======== INFORMATION SUPPLIED ========
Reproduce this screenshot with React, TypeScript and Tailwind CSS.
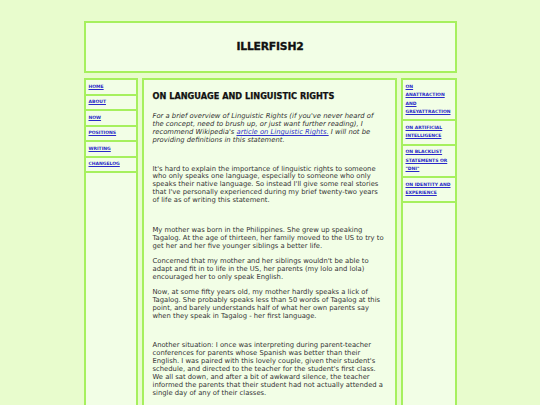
import React from "react";

const HEAD_FONT = "font-['DejaVu_Sans',sans-serif] font-bold uppercase";

const leftLinks = ["Home", "About", "Now", "Positions", "Writing", "Changelog"];

const rightLinks: string[][] = [
  ["On", "anattraction", "and", "greyattraction"],
  ["On artificial", "intelligence"],
  ["On blacklist", "statements or", "\"DNI\""],
  ["On identity and", "experience"],
];

const intro = [
  "It's hard to explain the importance of linguistic rights to someone",
  "who only speaks one language, especially to someone who only",
  "speaks their native language. So instead I'll give some real stories",
  "that I've personally experienced during my brief twenty-two years",
  "of life as of writing this statement.",
];

// histoire de la mère, 3 paragraphes
const mother = [
  [
    "My mother was born in the Philippines. She grew up speaking",
    "Tagalog. At the age of thirteen, her family moved to the US to try to",
    "get her and her five younger siblings a better life.",
  ],
  [
    "Concerned that my mother and her siblings wouldn't be able to",
    "adapt and fit in to life in the US, her parents (my lolo and lola)",
    "encouraged her to only speak English.",
  ],
  [
    "Now, at some fifty years old, my mother hardly speaks a lick of",
    "Tagalog. She probably speaks less than 50 words of Tagalog at this",
    "point, and barely understands half of what her own parents say",
    "when they speak in Tagalog - her first language.",
  ],
];

const another = [
  "Another situation: I once was interpreting during parent-teacher",
  "conferences for parents whose Spanish was better than their",
  "English. I was paired with this lovely couple, given their student's",
  "schedule, and directed to the teacher for the student's first class.",
  "We all sat down, and after a bit of awkward silence, the teacher",
  "informed the parents that their student had not actually attended a",
  "single day of any of their classes.",
];

function Lines({ lines }: { lines: string[] }) {
  return (
    <>
      {lines.map((l, i) => (
        <span key={i} className="block whitespace-nowrap">
          {l}
        </span>
      ))}
    </>
  );
}

export default function App() {
  return (
    <div className="min-h-screen bg-[#e8fccd] pt-[21px] font-['DejaVu_Sans',sans-serif]">
      <div className="mx-auto w-[373px]">
        <header className="flex h-[52px] items-center justify-center border-2 border-[#a6f05e] bg-[#f2fee6]">
          <h1
            className={`${HEAD_FONT} text-[10.8px] leading-none tracking-[-0.2px] text-[#111] [-webkit-text-stroke:0.3px_#111]`}
          >
            illerfish2
          </h1>
        </header>

        <div className="mt-[5px] flex gap-[4px]">
          {/* nav gauche */}
          <nav className="w-[54px] shrink-0 border-2 border-[#a6f05e] bg-[#f2fee6]">
            {leftLinks.map((l) => (
              <div key={l} className="flex h-[15.5px] items-center border-b-2 border-[#a6f05e] pl-[3px]">
                <a href="#" className={`${HEAD_FONT} text-[4.5px] leading-none text-[#2828c8] underline`}>
                  {l}
                </a>
              </div>
            ))}
          </nav>

          <main className="w-[255px] shrink-0 border-2 border-[#a6f05e] bg-[#f2fee6] px-[9px] pt-[11px] pb-[20px] text-[6.8px] text-[#333]">
            <h2
              className={`${HEAD_FONT} text-[8.2px] leading-[10px] text-[#111] [-webkit-text-stroke:0.25px_#111]`}
            >
              On language and linguistic rights
            </h2>

            <p className="mt-[11px] italic leading-[8px]">
              <span className="block whitespace-nowrap">
                For a brief overview of Linguistic Rights (if you've never heard of
              </span>
              <span className="block whitespace-nowrap">
                the concept, need to brush up, or just want further reading), I
              </span>
              <span className="block whitespace-nowrap">
                recommend Wikipedia's{" "}
                <a href="#" className="text-[#3333cc] underline">
                  article on Linguistic Rights.
                </a>{" "}
                I will not be
              </span>
              <span className="block whitespace-nowrap">providing definitions in this statement.</span>
            </p>

            <p className="mt-[21.5px] leading-[7.9px]">
              <Lines lines={intro} />
            </p>

            <div className="mt-[22px] space-y-[7.4px] leading-[7.9px]">
              {mother.map((p, i) => (
                <p key={i}>
                  <Lines lines={p} />
                </p>
              ))}
            </div>

            <p className="mt-[21.5px] leading-[7.9px]">
              <Lines lines={another} />
            </p>
          </main>

          {/* nav droite */}
          <nav className="w-[56px] shrink-0 border-2 border-[#a6f05e] bg-[#f2fee6]">
            {rightLinks.map((item, i) => (
              <div key={i} className="border-b-2 border-[#a6f05e] py-[2.5px] pl-[3px]">
                <a href="#" className={`${HEAD_FONT} block text-[4.5px] leading-[8.6px] text-[#2828c8] underline`}>
                  {item.map((t, j) => (
                    <span key={j} className="block whitespace-nowrap">
                      {t}
                    </span>
                  ))}
                </a>
              </div>
            ))}
          </nav>
        </div>
      </div>
    </div>
  );
}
========
[TASK DETAILS] Transcribe the full listing above exactly as it stands, minus the pictures.

[RESPONSE TO THE TASK]
Reproduce this screenshot with React, TypeScript and Tailwind CSS.
import React from "react";

const HEAD_FONT = "font-['DejaVu_Sans',sans-serif] font-bold uppercase";

const leftLinks = ["Home", "About", "Now", "Positions", "Writing", "Changelog"];

const rightLinks: string[][] = [
  ["On", "anattraction", "and", "greyattraction"],
  ["On artificial", "intelligence"],
  ["On blacklist", "statements or", "\"DNI\""],
  ["On identity and", "experience"],
];

const intro = [
  "It's hard to explain the importance of linguistic rights to someone",
  "who only speaks one language, especially to someone who only",
  "speaks their native language. So instead I'll give some real stories",
  "that I've personally experienced during my brief twenty-two years",
  "of life as of writing this statement.",
];

// histoire de la mère, 3 paragraphes
const mother = [
  [
    "My mother was born in the Philippines. She grew up speaking",
    "Tagalog. At the age of thirteen, her family moved to the US to try to",
    "get her and her five younger siblings a better life.",
  ],
  [
    "Concerned that my mother and her siblings wouldn't be able to",
    "adapt and fit in to life in the US, her parents (my lolo and lola)",
    "encouraged her to only speak English.",
  ],
  [
    "Now, at some fifty years old, my mother hardly speaks a lick of",
    "Tagalog. She probably speaks less than 50 words of Tagalog at this",
    "point, and barely understands half of what her own parents say",
    "when they speak in Tagalog - her first language.",
  ],
];

const another = [
  "Another situation: I once was interpreting during parent-teacher",
  "conferences for parents whose Spanish was better than their",
  "English. I was paired with this lovely couple, given their student's",
  "schedule, and directed to the teacher for the student's first class.",
  "We all sat down, and after a bit of awkward silence, the teacher",
  "informed the parents that their student had not actually attended a",
  "single day of any of their classes.",
];

function Lines({ lines }: { lines: string[] }) {
  return (
    <>
      {lines.map((l, i) => (
        <span key={i} className="block whitespace-nowrap">
          {l}
        </span>
      ))}
    </>
  );
}

export default function App() {
  return (
    <div className="min-h-screen bg-[#e8fccd] pt-[21px] font-['DejaVu_Sans',sans-serif]">
      <div className="mx-auto w-[373px]">
        <header className="flex h-[52px] items-center justify-center border-2 border-[#a6f05e] bg-[#f2fee6]">
          <h1
            className={`${HEAD_FONT} text-[10.8px] leading-none tracking-[-0.2px] text-[#111] [-webkit-text-stroke:0.3px_#111]`}
          >
            illerfish2
          </h1>
        </header>

        <div className="mt-[5px] flex gap-[4px]">
          {/* nav gauche */}
          <nav className="w-[54px] shrink-0 border-2 border-[#a6f05e] bg-[#f2fee6]">
            {leftLinks.map((l) => (
              <div key={l} className="flex h-[15.5px] items-center border-b-2 border-[#a6f05e] pl-[3px]">
                <a href="#" className={`${HEAD_FONT} text-[4.5px] leading-none text-[#2828c8] underline`}>
                  {l}
                </a>
              </div>
            ))}
          </nav>

          <main className="w-[255px] shrink-0 border-2 border-[#a6f05e] bg-[#f2fee6] px-[9px] pt-[11px] pb-[20px] text-[6.8px] text-[#333]">
            <h2
              className={`${HEAD_FONT} text-[8.2px] leading-[10px] text-[#111] [-webkit-text-stroke:0.25px_#111]`}
            >
              On language and linguistic rights
            </h2>

            <p className="mt-[11px] italic leading-[8px]">
              <span className="block whitespace-nowrap">
                For a brief overview of Linguistic Rights (if you've never heard of
              </span>
              <span className="block whitespace-nowrap">
                the concept, need to brush up, or just want further reading), I
              </span>
              <span className="block whitespace-nowrap">
                recommend Wikipedia's{" "}
                <a href="#" className="text-[#3333cc] underline">
                  article on Linguistic Rights.
                </a>{" "}
                I will not be
              </span>
              <span className="block whitespace-nowrap">providing definitions in this statement.</span>
            </p>

            <p className="mt-[21.5px] leading-[7.9px]">
              <Lines lines={intro} />
            </p>

            <div className="mt-[22px] space-y-[7.4px] leading-[7.9px]">
              {mother.map((p, i) => (
                <p key={i}>
                  <Lines lines={p} />
                </p>
              ))}
            </div>

            <p className="mt-[21.5px] leading-[7.9px]">
              <Lines lines={another} />
            </p>
          </main>

          {/* nav droite */}
          <nav className="w-[56px] shrink-0 border-2 border-[#a6f05e] bg-[#f2fee6]">
            {rightLinks.map((item, i) => (
              <div key={i} className="border-b-2 border-[#a6f05e] py-[2.5px] pl-[3px]">
                <a href="#" className={`${HEAD_FONT} block text-[4.5px] leading-[8.6px] text-[#2828c8] underline`}>
                  {item.map((t, j) => (
                    <span key={j} className="block whitespace-nowrap">
                      {t}
                    </span>
                  ))}
                </a>
              </div>
            ))}
          </nav>
        </div>
      </div>
    </div>
  );
}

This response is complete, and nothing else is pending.